EXERCISE REQUIREMENTS - Return the material exactly, first line through the line containing "color: #45494d;", and nothing more. Pictures stay out.

COLLECTED MATERIAL -
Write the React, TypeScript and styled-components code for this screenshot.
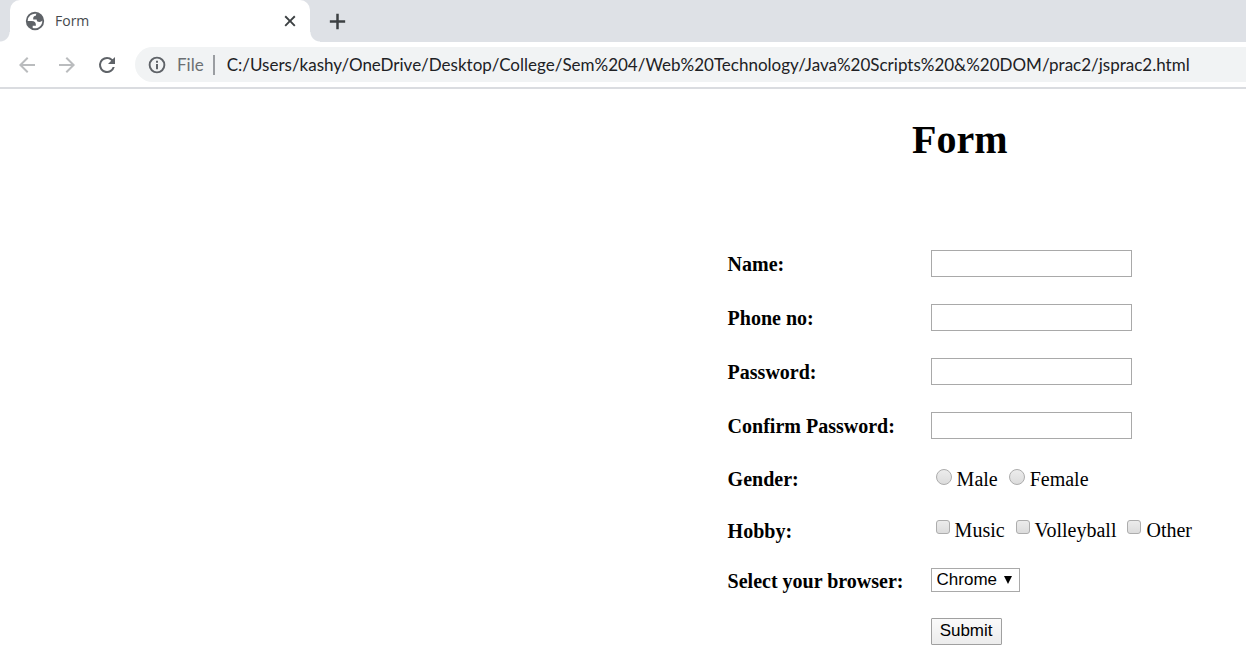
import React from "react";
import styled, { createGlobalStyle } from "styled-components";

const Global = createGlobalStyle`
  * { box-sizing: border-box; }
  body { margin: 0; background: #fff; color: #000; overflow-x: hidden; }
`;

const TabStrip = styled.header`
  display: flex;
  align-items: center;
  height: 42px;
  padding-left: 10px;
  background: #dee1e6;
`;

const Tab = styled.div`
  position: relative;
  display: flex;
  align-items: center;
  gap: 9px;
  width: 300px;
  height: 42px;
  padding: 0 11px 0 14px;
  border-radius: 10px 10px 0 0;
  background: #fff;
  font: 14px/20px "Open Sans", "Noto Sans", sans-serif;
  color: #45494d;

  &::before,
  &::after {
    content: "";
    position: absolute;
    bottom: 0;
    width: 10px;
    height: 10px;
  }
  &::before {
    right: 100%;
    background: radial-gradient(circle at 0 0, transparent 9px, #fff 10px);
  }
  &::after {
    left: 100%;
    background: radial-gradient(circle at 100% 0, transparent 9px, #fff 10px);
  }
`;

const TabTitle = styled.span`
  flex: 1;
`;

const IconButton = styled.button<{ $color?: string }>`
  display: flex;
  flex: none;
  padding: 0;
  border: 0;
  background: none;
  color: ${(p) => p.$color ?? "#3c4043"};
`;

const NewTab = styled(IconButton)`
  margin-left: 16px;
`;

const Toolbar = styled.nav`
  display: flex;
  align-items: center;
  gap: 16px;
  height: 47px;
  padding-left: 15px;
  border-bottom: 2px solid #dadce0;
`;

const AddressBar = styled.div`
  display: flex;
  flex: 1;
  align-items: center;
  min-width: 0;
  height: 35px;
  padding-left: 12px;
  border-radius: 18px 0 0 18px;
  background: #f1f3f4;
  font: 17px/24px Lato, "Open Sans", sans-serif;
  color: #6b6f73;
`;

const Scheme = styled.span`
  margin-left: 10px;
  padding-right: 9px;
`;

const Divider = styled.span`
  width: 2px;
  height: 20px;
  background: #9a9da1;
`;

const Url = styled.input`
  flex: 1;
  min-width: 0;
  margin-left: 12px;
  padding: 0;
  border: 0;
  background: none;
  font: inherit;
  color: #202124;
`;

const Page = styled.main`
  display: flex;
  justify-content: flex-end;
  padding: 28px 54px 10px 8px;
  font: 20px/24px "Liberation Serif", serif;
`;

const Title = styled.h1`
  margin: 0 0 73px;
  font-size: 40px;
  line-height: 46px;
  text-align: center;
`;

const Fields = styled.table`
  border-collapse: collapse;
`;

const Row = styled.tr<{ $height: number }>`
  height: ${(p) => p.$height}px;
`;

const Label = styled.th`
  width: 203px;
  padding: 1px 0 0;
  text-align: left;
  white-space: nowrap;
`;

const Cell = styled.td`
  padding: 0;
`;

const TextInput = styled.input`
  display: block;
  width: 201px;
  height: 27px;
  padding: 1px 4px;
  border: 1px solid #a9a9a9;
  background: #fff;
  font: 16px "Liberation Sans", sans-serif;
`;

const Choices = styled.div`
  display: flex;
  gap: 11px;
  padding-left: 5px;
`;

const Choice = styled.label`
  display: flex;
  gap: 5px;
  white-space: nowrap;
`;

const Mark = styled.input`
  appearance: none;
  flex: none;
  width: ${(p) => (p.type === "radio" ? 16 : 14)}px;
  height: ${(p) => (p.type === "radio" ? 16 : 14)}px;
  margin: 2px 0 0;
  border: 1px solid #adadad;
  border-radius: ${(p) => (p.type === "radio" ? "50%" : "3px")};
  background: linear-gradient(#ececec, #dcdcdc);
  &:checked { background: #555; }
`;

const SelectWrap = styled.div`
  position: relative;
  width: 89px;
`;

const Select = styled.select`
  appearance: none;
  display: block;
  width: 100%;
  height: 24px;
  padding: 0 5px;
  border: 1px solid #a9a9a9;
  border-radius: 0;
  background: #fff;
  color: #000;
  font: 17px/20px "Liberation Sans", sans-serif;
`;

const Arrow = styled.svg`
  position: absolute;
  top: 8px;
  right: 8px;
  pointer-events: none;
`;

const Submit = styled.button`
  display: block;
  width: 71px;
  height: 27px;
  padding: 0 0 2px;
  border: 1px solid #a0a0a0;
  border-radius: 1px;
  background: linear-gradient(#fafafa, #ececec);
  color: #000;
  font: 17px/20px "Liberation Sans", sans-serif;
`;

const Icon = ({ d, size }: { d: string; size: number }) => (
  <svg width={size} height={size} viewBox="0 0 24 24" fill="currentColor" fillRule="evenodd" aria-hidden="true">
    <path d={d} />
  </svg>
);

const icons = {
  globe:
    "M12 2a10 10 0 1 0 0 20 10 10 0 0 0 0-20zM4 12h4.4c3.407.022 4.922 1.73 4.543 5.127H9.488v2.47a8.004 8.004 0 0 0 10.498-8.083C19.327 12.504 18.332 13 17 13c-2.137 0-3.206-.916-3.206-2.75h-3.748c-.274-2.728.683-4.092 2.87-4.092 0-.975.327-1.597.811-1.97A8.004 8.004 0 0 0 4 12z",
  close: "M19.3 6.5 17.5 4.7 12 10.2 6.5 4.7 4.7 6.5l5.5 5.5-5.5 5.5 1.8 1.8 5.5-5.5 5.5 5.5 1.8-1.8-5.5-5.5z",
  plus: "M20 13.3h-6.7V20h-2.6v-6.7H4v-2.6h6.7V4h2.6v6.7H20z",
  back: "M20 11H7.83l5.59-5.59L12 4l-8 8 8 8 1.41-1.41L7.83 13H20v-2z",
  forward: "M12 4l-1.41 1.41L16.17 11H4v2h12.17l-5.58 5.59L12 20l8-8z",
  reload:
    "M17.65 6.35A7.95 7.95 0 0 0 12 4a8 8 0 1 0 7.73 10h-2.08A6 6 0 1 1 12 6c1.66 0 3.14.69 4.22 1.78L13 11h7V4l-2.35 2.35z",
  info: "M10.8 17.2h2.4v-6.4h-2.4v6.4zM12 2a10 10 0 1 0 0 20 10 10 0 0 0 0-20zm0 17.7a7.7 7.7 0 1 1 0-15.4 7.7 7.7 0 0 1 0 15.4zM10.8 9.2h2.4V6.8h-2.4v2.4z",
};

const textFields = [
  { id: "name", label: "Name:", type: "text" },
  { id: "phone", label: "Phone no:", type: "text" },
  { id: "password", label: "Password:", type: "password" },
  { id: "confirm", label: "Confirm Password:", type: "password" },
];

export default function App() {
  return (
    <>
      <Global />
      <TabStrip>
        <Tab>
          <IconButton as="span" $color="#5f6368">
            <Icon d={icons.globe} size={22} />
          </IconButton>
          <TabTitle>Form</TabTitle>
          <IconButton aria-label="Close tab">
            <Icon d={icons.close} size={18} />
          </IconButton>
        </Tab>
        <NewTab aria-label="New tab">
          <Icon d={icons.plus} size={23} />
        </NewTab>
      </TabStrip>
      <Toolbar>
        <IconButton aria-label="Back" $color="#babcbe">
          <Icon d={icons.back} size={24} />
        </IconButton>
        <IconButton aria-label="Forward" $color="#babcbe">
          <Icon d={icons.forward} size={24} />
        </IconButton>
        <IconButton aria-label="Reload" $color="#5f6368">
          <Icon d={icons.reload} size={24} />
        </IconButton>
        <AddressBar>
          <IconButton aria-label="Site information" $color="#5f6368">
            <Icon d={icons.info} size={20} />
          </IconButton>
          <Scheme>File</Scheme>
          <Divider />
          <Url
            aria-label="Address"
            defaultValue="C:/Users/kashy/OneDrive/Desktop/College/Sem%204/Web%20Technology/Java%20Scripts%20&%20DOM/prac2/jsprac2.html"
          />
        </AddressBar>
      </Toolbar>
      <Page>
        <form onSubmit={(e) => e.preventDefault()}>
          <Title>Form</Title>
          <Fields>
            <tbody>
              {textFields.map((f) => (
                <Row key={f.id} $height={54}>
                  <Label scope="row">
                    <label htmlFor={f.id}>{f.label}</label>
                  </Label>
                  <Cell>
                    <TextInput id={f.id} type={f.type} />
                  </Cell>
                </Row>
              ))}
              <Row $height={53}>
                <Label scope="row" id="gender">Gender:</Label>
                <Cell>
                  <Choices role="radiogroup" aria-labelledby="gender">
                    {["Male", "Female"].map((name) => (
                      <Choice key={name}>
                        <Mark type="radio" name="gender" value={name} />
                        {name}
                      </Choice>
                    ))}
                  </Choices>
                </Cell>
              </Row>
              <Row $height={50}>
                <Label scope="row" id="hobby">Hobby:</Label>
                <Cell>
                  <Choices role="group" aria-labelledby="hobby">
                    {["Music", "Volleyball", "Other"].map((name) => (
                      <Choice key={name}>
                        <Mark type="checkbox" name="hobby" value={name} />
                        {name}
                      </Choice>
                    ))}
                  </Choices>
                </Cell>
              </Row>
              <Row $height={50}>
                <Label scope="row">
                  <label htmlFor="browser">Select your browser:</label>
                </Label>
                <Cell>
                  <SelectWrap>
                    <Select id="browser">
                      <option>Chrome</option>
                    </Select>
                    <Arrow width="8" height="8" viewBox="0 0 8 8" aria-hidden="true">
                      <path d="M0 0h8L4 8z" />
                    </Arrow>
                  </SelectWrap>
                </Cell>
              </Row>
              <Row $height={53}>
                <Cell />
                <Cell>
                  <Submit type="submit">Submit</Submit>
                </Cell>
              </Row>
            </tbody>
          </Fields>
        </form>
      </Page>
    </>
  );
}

ANSWER TO THE TASK -
Write the React, TypeScript and styled-components code for this screenshot.
import React from "react";
import styled, { createGlobalStyle } from "styled-components";

const Global = createGlobalStyle`
  * { box-sizing: border-box; }
  body { margin: 0; background: #fff; color: #000; overflow-x: hidden; }
`;

const TabStrip = styled.header`
  display: flex;
  align-items: center;
  height: 42px;
  padding-left: 10px;
  background: #dee1e6;
`;

const Tab = styled.div`
  position: relative;
  display: flex;
  align-items: center;
  gap: 9px;
  width: 300px;
  height: 42px;
  padding: 0 11px 0 14px;
  border-radius: 10px 10px 0 0;
  background: #fff;
  font: 14px/20px "Open Sans", "Noto Sans", sans-serif;
  color: #45494d;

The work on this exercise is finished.